• **Work to do**: Repeat all the records exactly, omitting pictures.

• **Data for this exercise**:
___
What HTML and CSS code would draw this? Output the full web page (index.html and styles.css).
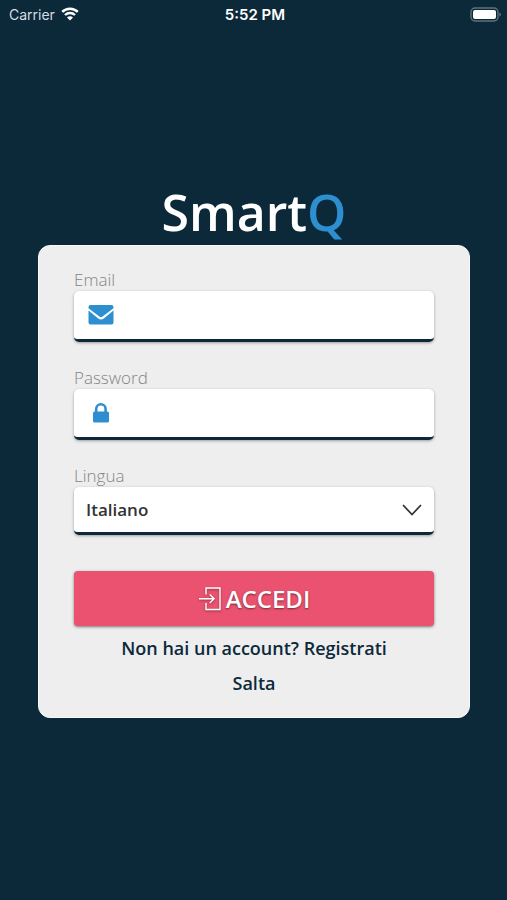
FILE: index.html
```html
<!DOCTYPE html>
<html lang="it">
<head>
    <meta charset="UTF-8">
    <meta name="viewport" content="width=device-width, initial-scale=1.0">
    <title>SmartQ</title>
    <link rel="stylesheet" href="styles.css">
</head>
<body>
    <header class="status-bar">
        <div class="carrier">
            <span>Carrier</span>
            <svg class="wifi" viewBox="0 0 18 14" width="18" height="14">
                <path d="M1.2 4.9a11.2 11.2 0 0 1 15.6 0" fill="none" stroke="#fff" stroke-width="2.6"/>
                <path d="M4 8a7.2 7.2 0 0 1 10 0" fill="none" stroke="#fff" stroke-width="2.4"/>
                <path d="M9 13.6L6 10.6a4.2 4.2 0 0 1 6 0z" fill="#fff"/>
            </svg>
        </div>
        <div class="time">5:52 PM</div>
        <div class="battery">
            <svg viewBox="0 0 31 15" width="31" height="15">
                <rect x="1" y="1" width="27" height="13" rx="4" fill="none" stroke="#60717c" stroke-width="1.4"/>
                <rect x="3" y="3" width="23" height="9" rx="2" fill="#fff"/>
                <path d="M29.4 5.4q1.6.6 1.6 2.1t-1.6 2.1z" fill="#60717c"/>
            </svg>
        </div>
    </header>

    <main class="login">
        <h1 class="logo">Smart<span class="logo-q">Q</span></h1>

        <form class="card">
            <label class="field-label" for="email">Email</label>
            <div class="field">
                <svg viewBox="0 0 26 20" width="26" height="20">
                    <path d="M2.5 0h21a2 2 0 0 1 2 2v1.200L14.600 11.500q-1.600 1.200-3.200 0L.5 3.200V2a2 2 0 0 1 2-2z" fill="#2e8fd0"/>
                    <path d="M.5 5.600l9.700 7.800q2.800 2 5.600 0l9.700-7.800V17.500a2 2 0 0 1-2 2h-21a2 2 0 0 1-2-2z" fill="#2e8fd0"/>
                </svg>
                <input type="email" id="email" name="email">
            </div>

            <label class="field-label" for="password">Password</label>
            <div class="field">
                <svg viewBox="0 0 26 20" width="26" height="20">
                    <path d="M8.200 9V6a4.700 4.700 0 0 1 9.400 0v3" fill="none" stroke="#2e8fd0" stroke-width="2.600"/>
                    <rect x="5" y="8.500" width="16" height="11" rx="1.600" fill="#2e8fd0"/>
                </svg>
                <input type="password" id="password" name="password">
            </div>

            <label class="field-label" for="lingua">Lingua</label>
            <div class="field field-select">
                <select id="lingua" name="lingua">
                    <option>Italiano</option>
                </select>
                <svg viewBox="0 0 20 12" width="20" height="12">
                    <path d="M1 1l9 9.500L19 1" fill="none" stroke="#333" stroke-width="1.700"/>
                </svg>
            </div>

            <button type="submit" class="btn-login">
                <svg viewBox="0 0 24 24" width="24" height="24">
                    <path d="M8 7.500V1h14v21.500H8V16M1 11.800h15M11.800 7.500l4.300 4.300-4.300 4.300" fill="none" stroke="#fff" stroke-width="1.400"/>
                </svg>
                <span>ACCEDI</span>
            </button>

            <a class="link" href="#registrati">Non hai un account? Registrati</a>
            <a class="link" href="#salta">Salta</a>
        </form>
    </main>
</body>
</html>
```

FILE: styles.css
```css
* {
    box-sizing: border-box;
}
body {
    margin: 0;
    min-height: 100vh;
    background-color: #0c293a;
    color: white;
    font-family: "Open Sans", "Noto Sans", sans-serif;
}
.status-bar {
    display: grid;
    grid-template-columns: 1fr auto 1fr;
    align-items: center;
    height: 28px;
    padding: 0 6px 0 9px;
    font-family: Inter, "Liberation Sans", sans-serif;
    font-size: 14px;
}
.carrier {
    display: flex;
    align-items: center;
    gap: 6px;
    color: #d5dce0;
}
.time {
    font-size: 15px;
    font-weight: 600;
}
.battery {
    display: flex;
    justify-content: flex-end;
}
.login {
    padding: 152px 37px 32px 38px;
}
.logo {
    margin: 0;
    font-size: 50px;
    line-height: 65px;
    font-weight: 600;
    text-align: center;
}
.logo-q {
    color: #2e8fd0;
}
.card {
    display: flex;
    flex-direction: column;
    padding: 23px 35px 16px;
    background-color: #eee;
    border: 1px solid #f8f8f8;
    border-radius: 12px;
}
.field-label {
    color: #858585;
    font-size: 17px;
    line-height: 22px;
    font-weight: 300;
}
.field {
    display: flex;
    align-items: center;
    gap: 12px;
    height: 51px;
    margin-bottom: 25px;
    padding: 0 14px;
    background-color: white;
    border-bottom: 3px solid #0c293a;
    border-radius: 5px;
    box-shadow: 0 1px 3px rgba(0, 0, 0, 0.35);
}
.field input,
.field select {
    flex: 1;
    min-width: 0;
    height: 100%;
    padding: 0;
    border: none;
    outline: none;
    background: none;
    color: #333;
    font-family: inherit;
    font-size: 17px;
}
.field select {
    appearance: none;
    font-weight: 600;
}
.field-select {
    height: 48px;
    padding: 0 12px;
    margin-bottom: 36px;
}
.btn-login {
    display: flex;
    align-items: center;
    justify-content: center;
    gap: 4px;
    height: 55px;
    margin-bottom: 5px;
    border: none;
    border-radius: 4px;
    background-color: #ea526f;
    box-shadow: 0 1px 3px rgba(0, 0, 0, 0.5);
    color: white;
    font-family: inherit;
    font-size: 24px;
    font-weight: 600;
    text-shadow: 0 1px 2px rgba(0, 0, 0, 0.5);
    cursor: pointer;
}
.btn-login svg {
    filter: drop-shadow(0 1px 1px rgba(0, 0, 0, 0.4));
}
.link {
    align-self: center;
    color: #0c293a;
    font-size: 18px;
    line-height: 35px;
    font-weight: 600;
    text-decoration: none;
}
```
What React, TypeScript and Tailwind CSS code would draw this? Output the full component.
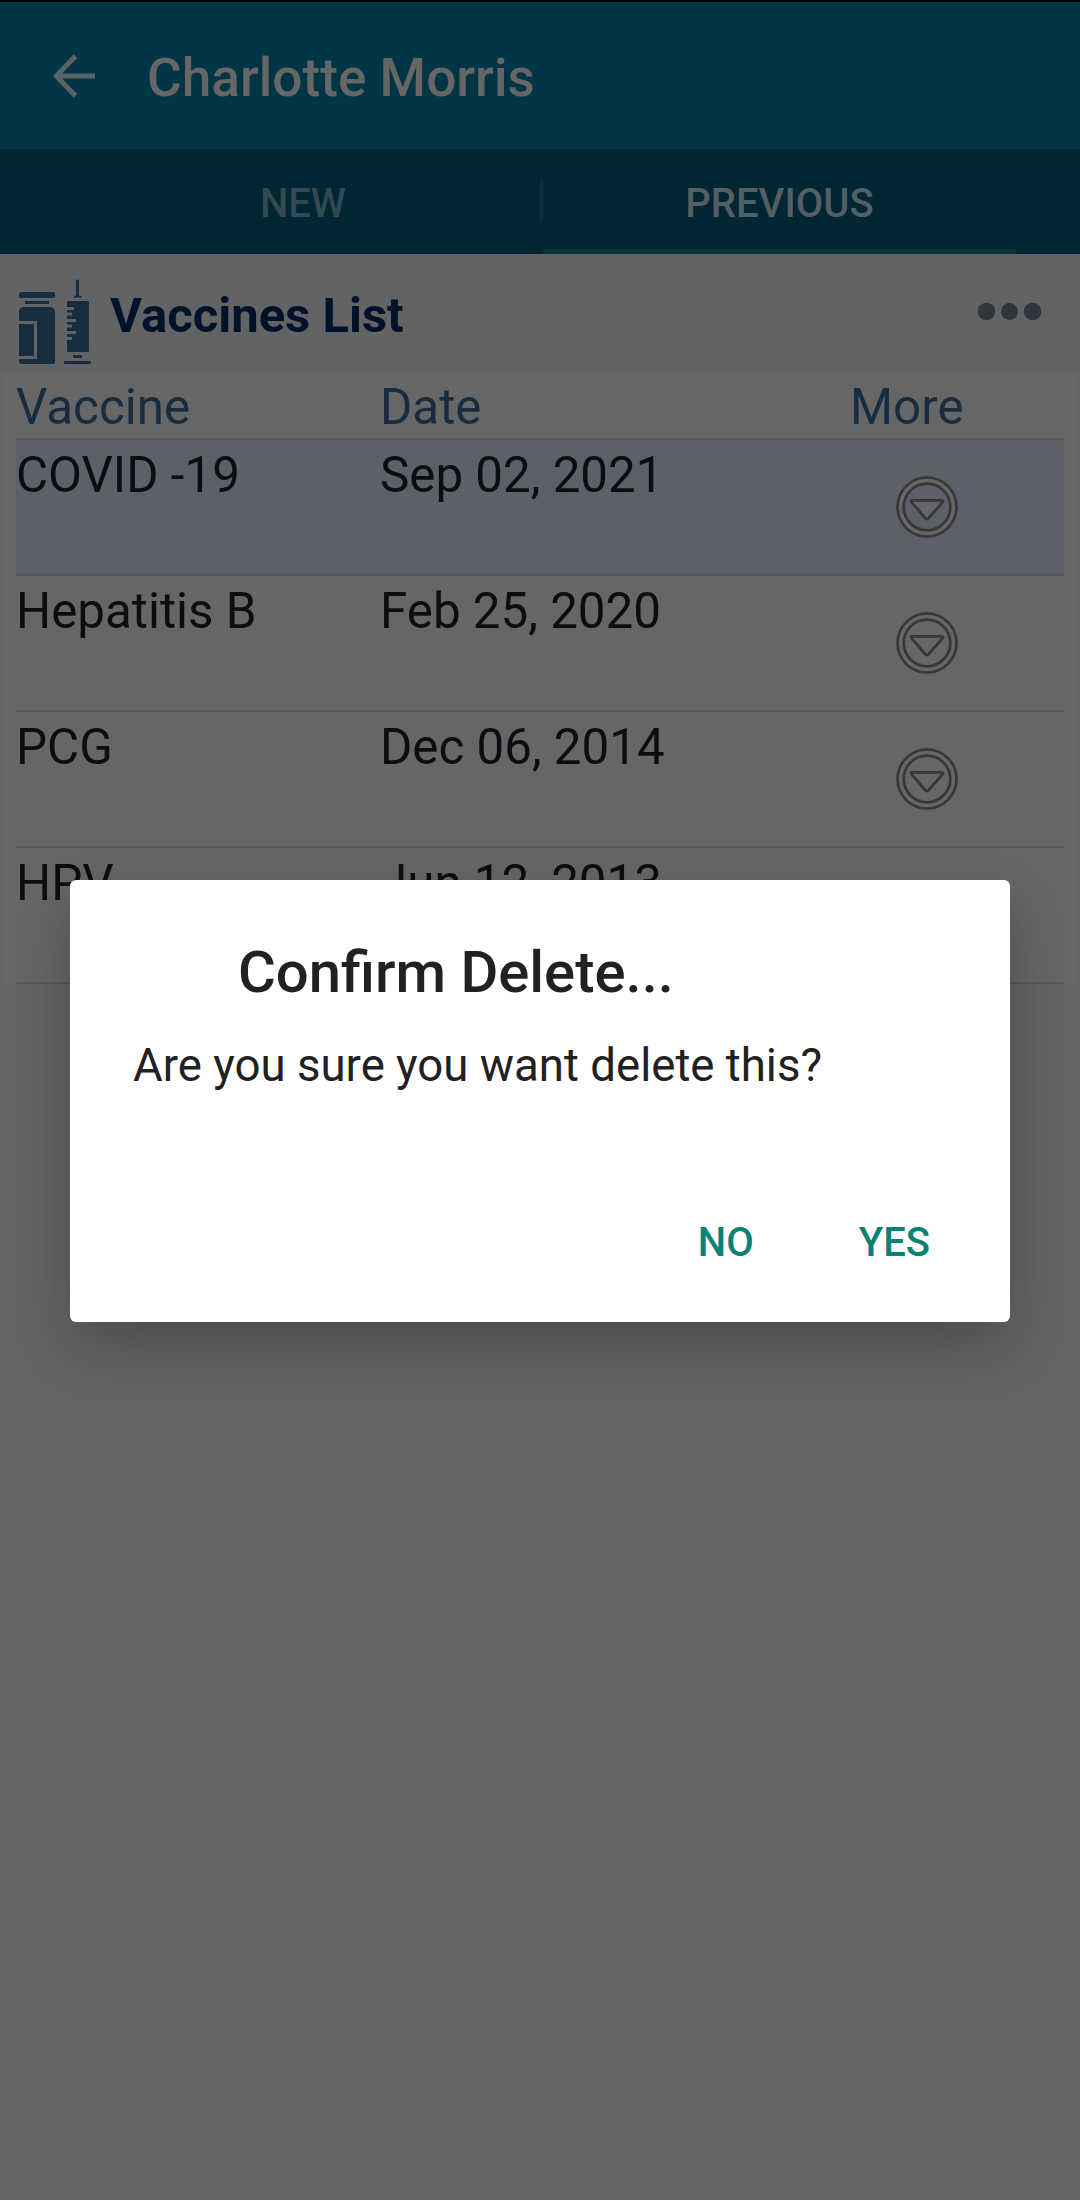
___
• **Response to this task**:
What HTML and CSS code would draw this? Output the full web page (index.html and styles.css).
FILE: index.html
```html
<!DOCTYPE html>
<html lang="it">
<head>
    <meta charset="UTF-8">
    <meta name="viewport" content="width=device-width, initial-scale=1.0">
    <title>SmartQ</title>
    <link rel="stylesheet" href="styles.css">
</head>
<body>
    <header class="status-bar">
        <div class="carrier">
            <span>Carrier</span>
            <svg class="wifi" viewBox="0 0 18 14" width="18" height="14">
                <path d="M1.2 4.9a11.2 11.2 0 0 1 15.6 0" fill="none" stroke="#fff" stroke-width="2.6"/>
                <path d="M4 8a7.2 7.2 0 0 1 10 0" fill="none" stroke="#fff" stroke-width="2.4"/>
                <path d="M9 13.6L6 10.6a4.2 4.2 0 0 1 6 0z" fill="#fff"/>
            </svg>
        </div>
        <div class="time">5:52 PM</div>
        <div class="battery">
            <svg viewBox="0 0 31 15" width="31" height="15">
                <rect x="1" y="1" width="27" height="13" rx="4" fill="none" stroke="#60717c" stroke-width="1.4"/>
                <rect x="3" y="3" width="23" height="9" rx="2" fill="#fff"/>
                <path d="M29.4 5.4q1.6.6 1.6 2.1t-1.6 2.1z" fill="#60717c"/>
            </svg>
        </div>
    </header>

    <main class="login">
        <h1 class="logo">Smart<span class="logo-q">Q</span></h1>

        <form class="card">
            <label class="field-label" for="email">Email</label>
            <div class="field">
                <svg viewBox="0 0 26 20" width="26" height="20">
                    <path d="M2.5 0h21a2 2 0 0 1 2 2v1.200L14.600 11.500q-1.600 1.200-3.200 0L.5 3.200V2a2 2 0 0 1 2-2z" fill="#2e8fd0"/>
                    <path d="M.5 5.600l9.700 7.800q2.800 2 5.600 0l9.700-7.800V17.500a2 2 0 0 1-2 2h-21a2 2 0 0 1-2-2z" fill="#2e8fd0"/>
                </svg>
                <input type="email" id="email" name="email">
            </div>

            <label class="field-label" for="password">Password</label>
            <div class="field">
                <svg viewBox="0 0 26 20" width="26" height="20">
                    <path d="M8.200 9V6a4.700 4.700 0 0 1 9.400 0v3" fill="none" stroke="#2e8fd0" stroke-width="2.600"/>
                    <rect x="5" y="8.500" width="16" height="11" rx="1.600" fill="#2e8fd0"/>
                </svg>
                <input type="password" id="password" name="password">
            </div>

            <label class="field-label" for="lingua">Lingua</label>
            <div class="field field-select">
                <select id="lingua" name="lingua">
                    <option>Italiano</option>
                </select>
                <svg viewBox="0 0 20 12" width="20" height="12">
                    <path d="M1 1l9 9.500L19 1" fill="none" stroke="#333" stroke-width="1.700"/>
                </svg>
            </div>

            <button type="submit" class="btn-login">
                <svg viewBox="0 0 24 24" width="24" height="24">
                    <path d="M8 7.500V1h14v21.500H8V16M1 11.800h15M11.800 7.500l4.300 4.300-4.300 4.300" fill="none" stroke="#fff" stroke-width="1.400"/>
                </svg>
                <span>ACCEDI</span>
            </button>

            <a class="link" href="#registrati">Non hai un account? Registrati</a>
            <a class="link" href="#salta">Salta</a>
        </form>
    </main>
</body>
</html>
```

FILE: styles.css
```css
* {
    box-sizing: border-box;
}
body {
    margin: 0;
    min-height: 100vh;
    background-color: #0c293a;
    color: white;
    font-family: "Open Sans", "Noto Sans", sans-serif;
}
.status-bar {
    display: grid;
    grid-template-columns: 1fr auto 1fr;
    align-items: center;
    height: 28px;
    padding: 0 6px 0 9px;
    font-family: Inter, "Liberation Sans", sans-serif;
    font-size: 14px;
}
.carrier {
    display: flex;
    align-items: center;
    gap: 6px;
    color: #d5dce0;
}
.time {
    font-size: 15px;
    font-weight: 600;
}
.battery {
    display: flex;
    justify-content: flex-end;
}
.login {
    padding: 152px 37px 32px 38px;
}
.logo {
    margin: 0;
    font-size: 50px;
    line-height: 65px;
    font-weight: 600;
    text-align: center;
}
.logo-q {
    color: #2e8fd0;
}
.card {
    display: flex;
    flex-direction: column;
    padding: 23px 35px 16px;
    background-color: #eee;
    border: 1px solid #f8f8f8;
    border-radius: 12px;
}
.field-label {
    color: #858585;
    font-size: 17px;
    line-height: 22px;
    font-weight: 300;
}
.field {
    display: flex;
    align-items: center;
    gap: 12px;
    height: 51px;
    margin-bottom: 25px;
    padding: 0 14px;
    background-color: white;
    border-bottom: 3px solid #0c293a;
    border-radius: 5px;
    box-shadow: 0 1px 3px rgba(0, 0, 0, 0.35);
}
.field input,
.field select {
    flex: 1;
    min-width: 0;
    height: 100%;
    padding: 0;
    border: none;
    outline: none;
    background: none;
    color: #333;
    font-family: inherit;
    font-size: 17px;
}
.field select {
    appearance: none;
    font-weight: 600;
}
.field-select {
    height: 48px;
    padding: 0 12px;
    margin-bottom: 36px;
}
.btn-login {
    display: flex;
    align-items: center;
    justify-content: center;
    gap: 4px;
    height: 55px;
    margin-bottom: 5px;
    border: none;
    border-radius: 4px;
    background-color: #ea526f;
    box-shadow: 0 1px 3px rgba(0, 0, 0, 0.5);
    color: white;
    font-family: inherit;
    font-size: 24px;
    font-weight: 600;
    text-shadow: 0 1px 2px rgba(0, 0, 0, 0.5);
    cursor: pointer;
}
.btn-login svg {
    filter: drop-shadow(0 1px 1px rgba(0, 0, 0, 0.4));
}
.link {
    align-self: center;
    color: #0c293a;
    font-size: 18px;
    line-height: 35px;
    font-weight: 600;
    text-decoration: none;
}
```
What React, TypeScript and Tailwind CSS code would draw this? Output the full component.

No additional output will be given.